A big sign should be erected at the entrance to Soapland: DON'T GO NEAR THE WATER.

It's as plain as the nose on Cyrano de Bergerac's face that soap and water don't mix. Put a soap resident near anything remotely damp and they tend to get wet, wet, wet.

Something is stirring in the Walford waters next week. Is it a bird, is it a plane? It looks more like the Loch Ness monster? No, it's Phil Mitchell, Albert Square's answer to the Man from Atlantis doing his Moby Dick impersonation.

He's swimming to the rescue of young Peter and Ben, trapped in a submerged car after the vehicle has gone off the road on their way home from the disastrous camping trip.

Before you can say Davy Jones' Locker, Phil has dived into the murky waters and is frantically trying to open the door of the car in which his son and Ian Beale's son are trapped.

Will they end up in a watery grave like serial killer Richard "Tricky Dicky" Hillman did in Coronation Street? He had no one to blame but himself. His idea of a family outing was to strap wife Gail, her children David and Sarah, and granddaughter Bethany, into the family's silver people carrier and drive it straight into Weatherfield canal. They survived, he didn't.

This was the same canal into which cab driver Don Brennan and his vehicle had earlier plunged. He abducted Alma for the ride and, amazingly, both survived the icy waters.
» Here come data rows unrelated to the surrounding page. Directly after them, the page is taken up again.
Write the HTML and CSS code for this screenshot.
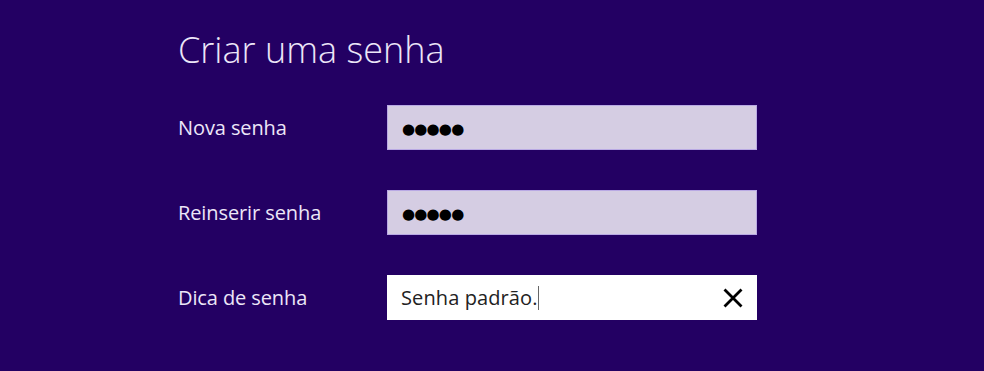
FILE: index.html
```html
<!DOCTYPE html>
<html lang="pt">
<head>
  <meta charset="UTF-8">
  <title>Criar uma senha</title>
  <link rel="stylesheet" href="styles.css">
</head>
<body>
  <div class="page">
    <h1 class="title">Criar uma senha</h1>

    <div class="row">
      <label class="label">Nova senha</label>
      <div class="field pwd"><span class="dots">●●●●●</span></div>
    </div>

    <div class="row">
      <label class="label">Reinserir senha</label>
      <div class="field pwd"><span class="dots">●●●●●</span></div>
    </div>

    <div class="row">
      <label class="label">Dica de senha</label>
      <div class="field hint">
        <span class="hint-text">Senha padrão.</span><span class="caret"></span>
        <svg class="clear" width="22" height="22" viewBox="0 0 22 22">
          <path d="M2.5 2.5 L19.5 19.5 M19.5 2.5 L2.5 19.5" stroke="#000" stroke-width="2.8" fill="none"/>
        </svg>
      </div>
    </div>
  </div>
</body>
</html>
```

FILE: styles.css
```css
html, body { margin: 0; height: 100%; }
body { background: #230063; font-family: "Open Sans", "Noto Sans", sans-serif; color: #ece6f8; }
.page { padding: 28px 0 0 178px; }
.title { margin: 0 0 33px; font-size: 36px; font-weight: 300; line-height: 44px; letter-spacing: 0; }
.row { display: flex; align-items: center; margin-bottom: 40px; }
.label { width: 209px; font-size: 20px; letter-spacing: -0.1px; }
.field { box-sizing: border-box; width: 370px; height: 45px; display: flex; align-items: center; padding: 0 14px; }
.pwd { background: #d5cde3; border: 1px solid #b9a9e4; }
.dots { font-family: "DejaVu Sans", sans-serif; font-size: 15px; color: #000; letter-spacing: -0.8px; padding-top: 2px; }
.hint { background: #fff; }
.hint-text { font-size: 20px; color: #222; letter-spacing: 0.1px; }
.caret { width: 1px; height: 24px; background: #666; }
.clear { margin-left: auto; margin-right: -1px; }
```
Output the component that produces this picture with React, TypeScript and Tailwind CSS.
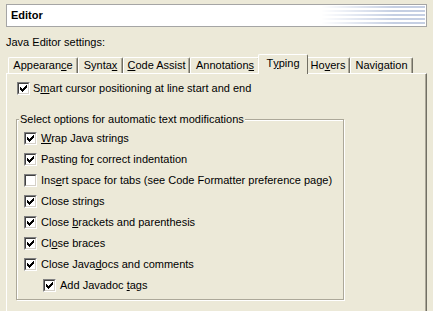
import type { ReactNode } from "react";

const font = { fontFamily: '"Liberation Sans", Arial, sans-serif' };

function Check({ checked }: { checked: boolean }) {
  return (
    <div className="flex h-[13px] w-[13px] shrink-0 border border-t-[#808080] border-l-[#808080] border-b-white border-r-white">
      <div className="flex flex-1 items-center justify-center border border-t-[#404040] border-l-[#404040] border-b-[#d4d0c8] border-r-[#d4d0c8] bg-white">
        {checked && (
          <svg width="7" height="7" viewBox="0 0 7 7" shapeRendering="crispEdges">
            <path
              fill="#000"
              d="M6 0h1v3h-1zM5 1h1v3h-1zM4 2h1v3h-1zM3 3h1v3h-1zM2 4h1v3h-1zM1 3h1v3h-1zM0 2h1v3h-1z"
            />
          </svg>
        )}
      </div>
    </div>
  );
}

function Row({ checked = true, indent = false, children }: { checked?: boolean; indent?: boolean; children: ReactNode }) {
  return (
    <div className={`flex h-[21px] items-center gap-[4px] ${indent ? "pl-[19px]" : ""}`}>
      <Check checked={checked} />
      <span className="leading-[13px]">{children}</span>
    </div>
  );
}

const U = ({ children }: { children: ReactNode }) => (
  <span className="underline underline-offset-[1px]">{children}</span>
);

const tabs: { w: string; label: ReactNode; active?: boolean }[] = [
  { w: "w-[70px]", label: <>Appearan<U>c</U>e</> },
  { w: "w-[45px]", label: <>Synta<U>x</U></> },
  { w: "w-[67px]", label: <><U>C</U>ode Assist</> },
  { w: "w-[70px]", label: <>Annotation<U>s</U></> },
  { w: "w-[50px]", label: <>T<U>y</U>ping</>, active: true },
  { w: "w-[44px]", label: <>Ho<U>v</U>ers</> },
  { w: "w-[63px]", label: <>Navi<U>g</U>ation</> },
];

export default function App() {
  return (
    <div className="h-[311px] w-[433px] overflow-hidden bg-[#ece9d8] px-[6px] pt-[4px] text-[11px] text-black" style={font}>
      <div className="flex h-[23px] w-[421px] items-center border border-[#a5a5a5] bg-white pl-[4px]">
        <span className="flex-1 font-bold">Editor</span>
        <svg width="104" height="19" className="mr-px">
          <defs>
            <linearGradient id="fade" x1="0" x2="1">
              <stop offset="0" stopColor="#fff" stopOpacity="0" />
              <stop offset="0.7" stopColor="#fff" stopOpacity="1" />
            </linearGradient>
            <mask id="m">
              <rect width="104" height="19" fill="url(#fade)" />
            </mask>
            <pattern id="dots" width="2" height="4" patternUnits="userSpaceOnUse">
              <rect width="2" height="2" fill="#c5cfe3" />
            </pattern>
          </defs>
          <rect width="104" height="19" fill="url(#dots)" mask="url(#m)" />
        </svg>
      </div>

      <div className="mt-[9px] h-[13px] leading-[13px]">Java Editor settings:</div>

      <div className="mt-[5px] flex h-[19px] items-end pl-[2px]">
        {tabs.map((t, i) =>
          t.active ? (
            <div
              key={i}
              className={`relative z-10 -mx-[2px] -mb-px flex h-[20px] ${t.w} shrink-0 justify-center rounded-t-[2px] border-t border-l border-r border-t-white border-l-white border-r-[#716f64] bg-[#ece9d8] pt-[2px] leading-[13px]`}
            >
              {t.label}
            </div>
          ) : (
            <div
              key={i}
              className={`flex h-[16px] ${t.w} shrink-0 justify-center rounded-t-[2px] border-t border-l border-r border-t-white border-l-white border-r-[#716f64] pt-[1px] leading-[13px] shadow-[inset_-1px_0_0_#aca899]`}
            >
              {t.label}
            </div>
          )
        )}
      </div>

      <div className="h-[300px] w-[421px] border-t border-l border-r border-t-white border-l-white border-r-[#716f64] pl-[10px] pt-[8px] shadow-[inset_-1px_0_0_#aca899]">
        <div className="flex h-[13px] items-center gap-[3px]">
          <Check checked />
          <span className="leading-[13px]">
            S<U>m</U>art cursor positioning at line start and end
          </span>
        </div>

        <div className="-ml-px mt-[24px] w-[328px] border border-[#aca899] pb-[3px] pl-[7px] shadow-[inset_1px_1px_0_#fff,1px_1px_0_#fff]">
          <div className="-ml-[5px] -mt-[7px] h-[13px] w-fit bg-[#ece9d8] px-[1px] leading-[13px]">
            Select options for automatic text modifications
          </div>
          <div className="mt-[2px]">
            <Row><U>W</U>rap Java strings</Row>
            <Row>Pasting fo<U>r</U> correct indentation</Row>
            <Row checked={false}>Ins<U>e</U>rt space for tabs (see Code Formatter preference page)</Row>
            <Row>Close strings</Row>
            <Row>Close <U>b</U>rackets and parenthesis</Row>
            <Row>Cl<U>o</U>se braces</Row>
            <Row>Close Java<U>d</U>ocs and comments</Row>
            <Row indent>Add Javadoc <U>t</U>ags</Row>
          </div>
        </div>
      </div>
    </div>
  );
}
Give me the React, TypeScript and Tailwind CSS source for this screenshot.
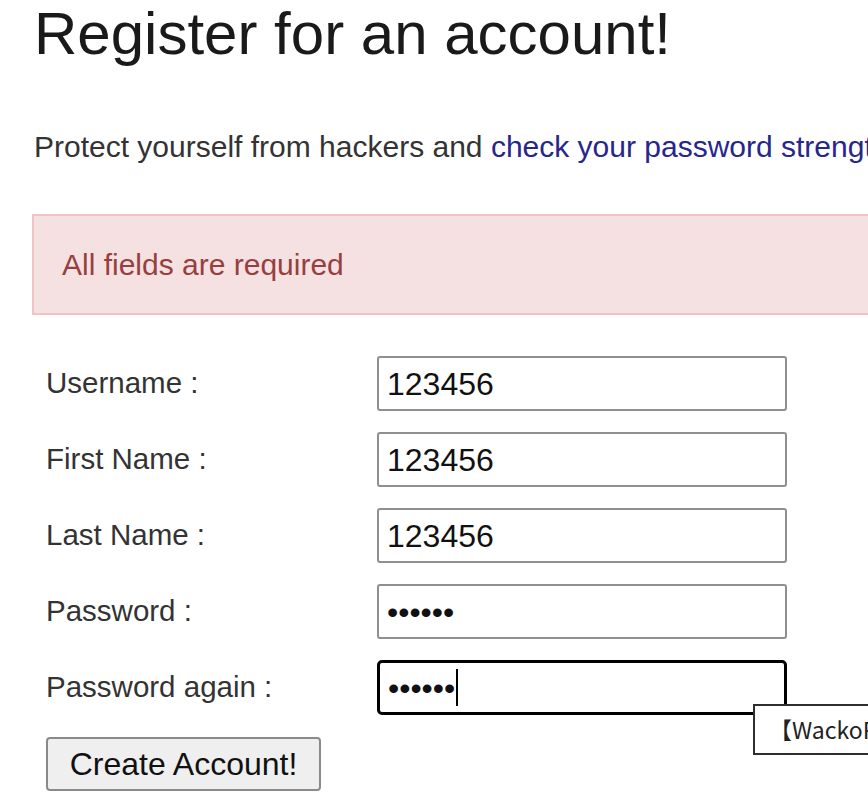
import React from "react";

const rows: { label: string; value: string; type: "text" | "password"; focused?: boolean }[] = [
  { label: "Username :", value: "123456", type: "text" },
  { label: "First Name :", value: "123456", type: "text" },
  { label: "Last Name :", value: "123456", type: "text" },
  { label: "Password :", value: "123456", type: "password" },
  { label: "Password again :", value: "123456", type: "password", focused: true },
];

function FakeInput({ value, type, focused }: { value: string; type: "text" | "password"; focused?: boolean }) {
  const shown = type === "password" ? "\u2022".repeat(value.length) : value;
  return (
    <div
      className={
        "h-[55px] w-[410px] bg-white flex items-center pl-[8px] text-[32px] text-[#111] " +
        (focused
          ? "border-[3px] border-black rounded-[5px] pl-[7px]"
          : "border-2 border-[#8f8f8f] rounded-[3px]")
      }
    >
      <span className="leading-none">{shown}</span>
      {focused && <span className="ml-[1px] inline-block w-[2px] h-[37px] bg-black" />}
    </div>
  );
}

export default function App() {
  return (
    <div
      className="relative w-[868px] h-[810px] overflow-hidden bg-white text-[#333]"
      style={{ fontFamily: '"Liberation Sans", Arial, sans-serif' }}
    >
      <div className="pl-[34px] pt-px">
        <h1 className="m-0 text-[60px] leading-[66px] font-normal text-[#1a1a1a] whitespace-nowrap">
          Register for an account!
        </h1>
        <p className="mt-[58px] text-[30px] leading-[43px] whitespace-nowrap">
          Protect yourself from hackers and{" "}
          <a className="text-[#26268c]" href="#">
            check your password strength
          </a>
        </p>
        <div className="mt-[46px] -ml-[2px] w-[900px] border-2 border-[#f0c4c6] bg-[#f5e1e2] pl-[28px] py-[28px] text-[30px] leading-[41px] text-[#973f3f]">
          All fields are required
        </div>
        <div className="mt-[41px] grid grid-cols-[343px_410px] gap-y-[21px]">
          {rows.map((r) => (
            <React.Fragment key={r.label}>
              <div className="pl-[12px] flex items-center text-[29.5px] text-[#333]">{r.label}</div>
              <FakeInput value={r.value} type={r.type} focused={r.focused} />
            </React.Fragment>
          ))}
        </div>
        <div className="mt-[22px] pl-[12px]">
          <button className="h-[54px] w-[275px] bg-[#efefef] border-2 border-[#8a8a8a] rounded-[4px] text-[32px] text-[#111] flex items-center justify-center">
            Create Account!
          </button>
        </div>
      </div>
      <div
        className="absolute left-[753px] top-[704px] h-[51px] w-[200px] bg-white border-2 border-[#2e2e2e] flex items-center pl-[14px] text-[23px] text-[#222] whitespace-nowrap"
        style={{ fontFamily: '"Noto Sans CJK SC", "Noto Sans", sans-serif' }}
      >
        【WackoPicko】
      </div>
    </div>
  );
}
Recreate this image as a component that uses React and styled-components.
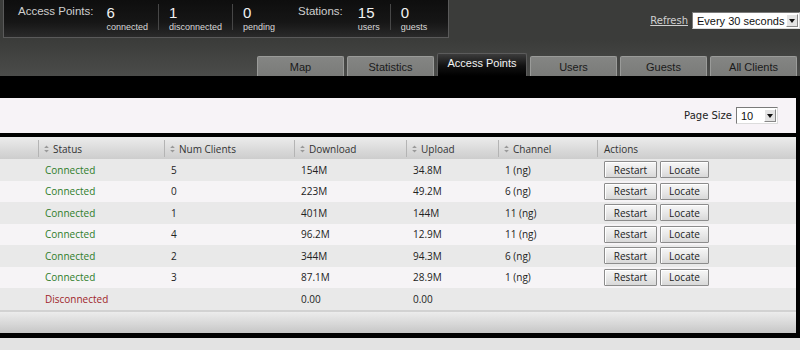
import React from "react";
import styled, { createGlobalStyle } from "styled-components";

const Global = createGlobalStyle`
  html, body { margin: 0; padding: 0; }
  body {
    width: 800px;
    height: 350px;
    overflow: hidden;
    background: #e3e3e3;
    font-family: "Open Sans", "Liberation Sans", sans-serif;
  }
`;

const Page = styled.div`
  width: 800px;
  display: flex;
  flex-direction: column;
`;

const Header = styled.div`
  height: 76px;
  display: flex;
  flex-direction: column;
  justify-content: space-between;
  background: linear-gradient(to bottom, #3b3c3a 0px, #3b3c3a 40px, #4b4c4a 76px);
`;

const TopRow = styled.div`
  display: flex;
  align-items: flex-start;
  justify-content: space-between;
`;

const StatsBox = styled.div`
  margin-left: 3px;
  width: 446px;
  flex-shrink: 0;
  height: 38px;
  box-sizing: border-box;
  padding-left: 14px;
  display: flex;
  align-items: flex-start;
  white-space: nowrap;
  background: linear-gradient(to bottom, #0e0e0e, #161616 60%, #2a2a2a);
  border: 1px solid #5a5a5a;
  border-top: none;
`;

const GroupLabel = styled.div`
  font-family: "Liberation Sans", sans-serif;
  font-size: 11.5px;
  color: #cfcfcf;
  margin-top: 5px;
  flex-shrink: 0;
  margin-right: ${(p) => p.$gap}px;
  margin-left: ${(p) => p.$lead || 0}px;
`;

const Stat = styled.div`
  display: flex;
  flex-direction: column;
  flex-shrink: 0;
  padding: 4px 10px 0 ${(p) => (p.$first ? 0 : 10)}px;
  margin-top: 4px;
  height: 26px;
  box-sizing: border-box;
  border-right: ${(p) => (p.$sep ? "1px solid #474747" : "none")};
`;

const StatNum = styled.div`
  font-family: "Liberation Sans", sans-serif;
  font-size: 15px;
  line-height: 13px;
  color: #f2f2f2;
  margin-top: -2px;
`;

const StatCaption = styled.div`
  font-family: "Liberation Sans", sans-serif;
  font-size: 9px;
  line-height: 10px;
  color: #d8d8d8;
  margin-top: 3px;
`;

const RefreshArea = styled.div`
  display: flex;
  align-items: center;
  flex-shrink: 0;
  gap: 4px;
  margin-top: 12px;
`;

const RefreshLink = styled.a`
  font-family: "DejaVu Sans", sans-serif;
  font-size: 10px;
  color: #d0d0d0;
  text-decoration: underline;
  cursor: pointer;
`;

const SelectBox = styled.div`
  display: flex;
  align-items: center;
  width: ${(p) => p.$w}px;
  height: 17px;
  box-sizing: border-box;
  background: #fff;
  border: 1px solid #7a7a7a;
  border-right-color: #dcdcdc;
  border-bottom-color: #dcdcdc;
  font-family: "Liberation Sans", sans-serif;
  font-size: 11px;
  color: #111;
`;

const SelectText = styled.span`
  flex: 1;
  padding-left: 4px;
  white-space: nowrap;
`;

const SelectArrow = styled.span`
  width: 12px;
  height: 13px;
  margin-right: 1px;
  box-sizing: border-box;
  background: #e4e4e4;
  border: 1px solid #fff;
  border-right-color: #888;
  border-bottom-color: #888;
  display: flex;
  align-items: center;
  justify-content: center;
  &::after {
    content: "";
    border-left: 3.5px solid transparent;
    border-right: 3.5px solid transparent;
    border-top: 4px solid #111;
  }
`;

const Tabs = styled.div`
  display: flex;
  justify-content: flex-end;
  align-items: flex-end;
  gap: 3px;
  padding-right: 3px;
`;

const Tab = styled.div`
  width: ${(p) => (p.$active ? 90 : 87)}px;
  height: ${(p) => (p.$active ? 23 : 20)}px;
  box-sizing: border-box;
  display: flex;
  align-items: center;
  justify-content: center;
  padding-bottom: ${(p) => (p.$active ? 4 : 0)}px;
  font-family: "Liberation Sans", sans-serif;
  font-size: 11px;
  border-radius: 2px 2px 0 0;
  color: ${(p) => (p.$active ? "#f4f4f4" : "#1a1a1a")};
  background: ${(p) =>
    p.$active
      ? "linear-gradient(to bottom, #3c3c3c, #111 55%, #000)"
      : "linear-gradient(to bottom, #848583, #7a7b79)"};
  border: 1px solid ${(p) => (p.$active ? "#5c5c5c" : "#9a9b99")};
  border-bottom: none;
`;

const Frame = styled.div`
  background: #000;
  padding: 22px 4px 5px 0;
  display: flex;
  flex-direction: column;
`;

const Toolbar = styled.div`
  height: 35px;
  background: #f7f3f7;
  display: flex;
  align-items: center;
  justify-content: flex-end;
  gap: 4px;
  padding-right: 18px;
  margin-bottom: 4px;
`;

const ToolbarLabel = styled.span`
  font-family: "DejaVu Sans", sans-serif;
  font-size: 10px;
  color: #222;
`;

const cols = "38px 126px 130px 112px 92px 99px 1fr";

const HeadRow = styled.div`
  display: grid;
  grid-template-columns: ${cols};
  height: 22px;
  background: linear-gradient(to bottom, #ececec, #d9d9d9 60%, #cdcdcd);
`;

const HeadCell = styled.div`
  display: flex;
  align-items: center;
  gap: 4px;
  padding-left: ${(p) => (p.$plain ? 6 : 5)}px;
  font-size: 10px;
  color: #333;
  border-left: ${(p) => (p.$first ? "none" : "1px solid #b4b4b4")};
  margin: 3px 0 2px;
`;

const Row = styled.div`
  display: grid;
  grid-template-columns: ${cols};
  height: 21.5px;
  background: ${(p) => (p.$alt ? "#f6f4f6" : "#e9e9e9")};
`;

const Cell = styled.div`
  display: flex;
  align-items: center;
  padding-left: 7px;
  gap: 3px;
  font-size: 10px;
  color: ${(p) =>
    p.$status === "ok" ? "#2f7d2a" : p.$status === "bad" ? "#a0262a" : "#222"};
`;

const Button = styled.button`
  width: ${(p) => p.$w}px;
  height: 17px;
  padding: 0;
  font-family: "Open Sans", sans-serif;
  font-size: 10px;
  color: #222;
  background: linear-gradient(to bottom, #f7f7f7, #e6e6e6 60%, #d8d8d8);
  border: 1px solid #8c8c8c;
  border-radius: 1px;
  box-shadow: inset 1px 1px 0 #fff;
`;

const Footer = styled.div`
  height: 21px;
  border-top: 2px solid #d2d2d2;
  background: linear-gradient(to bottom, #ececec, #d6d6d6 60%, #c6c6c6);
`;

const SortIcon = () => (
  <svg width="5" height="8" viewBox="0 0 5 8">
    <path d="M2.5 0.5 L4.8 3 L0.2 3 Z" fill="#999" />
    <path d="M2.5 7.5 L4.8 5 L0.2 5 Z" fill="#999" />
  </svg>
);

const rows = [
  { status: "Connected", clients: "5", down: "154M", up: "34.8M", ch: "1 (ng)", actions: true },
  { status: "Connected", clients: "0", down: "223M", up: "49.2M", ch: "6 (ng)", actions: true },
  { status: "Connected", clients: "1", down: "401M", up: "144M", ch: "11 (ng)", actions: true },
  { status: "Connected", clients: "4", down: "96.2M", up: "12.9M", ch: "11 (ng)", actions: true },
  { status: "Connected", clients: "2", down: "344M", up: "94.3M", ch: "6 (ng)", actions: true },
  { status: "Connected", clients: "3", down: "87.1M", up: "28.9M", ch: "1 (ng)", actions: true },
  { status: "Disconnected", clients: "", down: "0.00", up: "0.00", ch: "", actions: false },
];

const tabs = ["Map", "Statistics", "Access Points", "Users", "Guests", "All Clients"];

export default function App() {
  return (
    <Page>
      <Global />
      <Header>
        <TopRow>
          <StatsBox>
            <GroupLabel $gap={13}>Access Points:</GroupLabel>
            <Stat $first $sep>
              <StatNum>6</StatNum>
              <StatCaption>connected</StatCaption>
            </Stat>
            <Stat $sep>
              <StatNum>1</StatNum>
              <StatCaption>disconnected</StatCaption>
            </Stat>
            <Stat>
              <StatNum>0</StatNum>
              <StatCaption>pending</StatCaption>
            </Stat>
            <GroupLabel $gap={15} $lead={13}>Stations:</GroupLabel>
            <Stat $first $sep>
              <StatNum>15</StatNum>
              <StatCaption>users</StatCaption>
            </Stat>
            <Stat>
              <StatNum>0</StatNum>
              <StatCaption>guests</StatCaption>
            </Stat>
          </StatsBox>
          <RefreshArea>
            <RefreshLink>Refresh</RefreshLink>
            <SelectBox $w={108}>
              <SelectText>Every 30 seconds</SelectText>
              <SelectArrow />
            </SelectBox>
          </RefreshArea>
        </TopRow>
        <Tabs>
          {tabs.map((t) => (
            <Tab key={t} $active={t === "Access Points"}>
              {t}
            </Tab>
          ))}
        </Tabs>
      </Header>
      <Frame>
        <Toolbar>
          <ToolbarLabel>Page Size</ToolbarLabel>
          <SelectBox $w={42}>
            <SelectText>10</SelectText>
            <SelectArrow />
          </SelectBox>
        </Toolbar>
        <HeadRow>
          <HeadCell $first />
          <HeadCell><SortIcon />Status</HeadCell>
          <HeadCell><SortIcon />Num Clients</HeadCell>
          <HeadCell><SortIcon />Download</HeadCell>
          <HeadCell><SortIcon />Upload</HeadCell>
          <HeadCell><SortIcon />Channel</HeadCell>
          <HeadCell $plain>Actions</HeadCell>
        </HeadRow>
        {rows.map((r, i) => (
          <Row key={i} $alt={i % 2 === 1}>
            <Cell />
            <Cell $status={r.status === "Connected" ? "ok" : "bad"}>{r.status}</Cell>
            <Cell>{r.clients}</Cell>
            <Cell>{r.down}</Cell>
            <Cell>{r.up}</Cell>
            <Cell>{r.ch}</Cell>
            <Cell>
              {r.actions && (
                <>
                  <Button $w={53}>Restart</Button>
                  <Button $w={49}>Locate</Button>
                </>
              )}
            </Cell>
          </Row>
        ))}
        <Footer />
      </Frame>
    </Page>
  );
}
The question of whether Don was trying to kill himself or was just a bad driver was solved later when he crashed his car again, this time into the viaduct and was burnt to death in the ensuing fire.

More recently, Cilla took a tumble into the Weatherfield water while fleeing the authorities after a shoplifting spree. The buggy she was riding hit a bump and toppled into the canal.

Canals have a fatal attraction for soap residents. Dirty Den, in his first incarnation, was gunned down by a bunch of daffodils - concealing a gun - and fell into the Walford canal. He must have been wearing a bulletproof vest and a lifejacket because he survived and later returned from the dead.

Sometimes getting wet is a cause for merriment as in the Street when Bettabuys' boss Reg Holdsworth, determined to consummate his relationship with Maureen Naylor, lured her up to his room to try out his waterbed. Their passion proved to much for the floating love nest, which burst and flooded the shop below.

Rovers' potman Fred Gee got in hot water after forgetting to put the brake on the parked vehicle in which he'd left Bet Lynch and Betty. It rolled down the hill, coming to rest in the middle of a lake in the park. He was faced with paddling out and giving them a piggyback to dry ground.

Emmerdale is set in Yorkshire farming country, but you're more likely to get soaked than mown down by a runaway herd of cattle. This year has been particularly bad for water-based incidents. A van, whose mechanics had been tampered with, crashed into a lake with Billy Hopwood at the wheel and young Victoria Sugden in the passenger seat. They both lived to tell the tale.

Then Cain Dingle's car went sailing off the top of a quarry into the water below. He escaped too, mainly because he wasn't in the vehicle. The deception was part of an elaborate plan to enable Cain to escape the country with a large bag of someone else's money.

Even a sea crossing can prove fatal in Emmerdale. Shelly Williams thought she'd escaped the clutches of psycho Steph, only to be confronted by her on the deck of a ferry - and to be pushed overboard.

A life on the ocean (well, canal) waves awaited Des Barnes until he was jilted by his girlfriend on the day he was set to launch the boat he'd been building on the canal. The boat went up in flames, a flaming reminder of his ruined love life.

This was minor compared to the Family Affairs massacre, prompted by the decision to eliminate many of the original characters and give five's soap opera a revamp.

The entire Hart family, except for one who'd already departed the series, were blown to smithereens in a gas explosion that blasted through the boat on which a wedding reception was being held.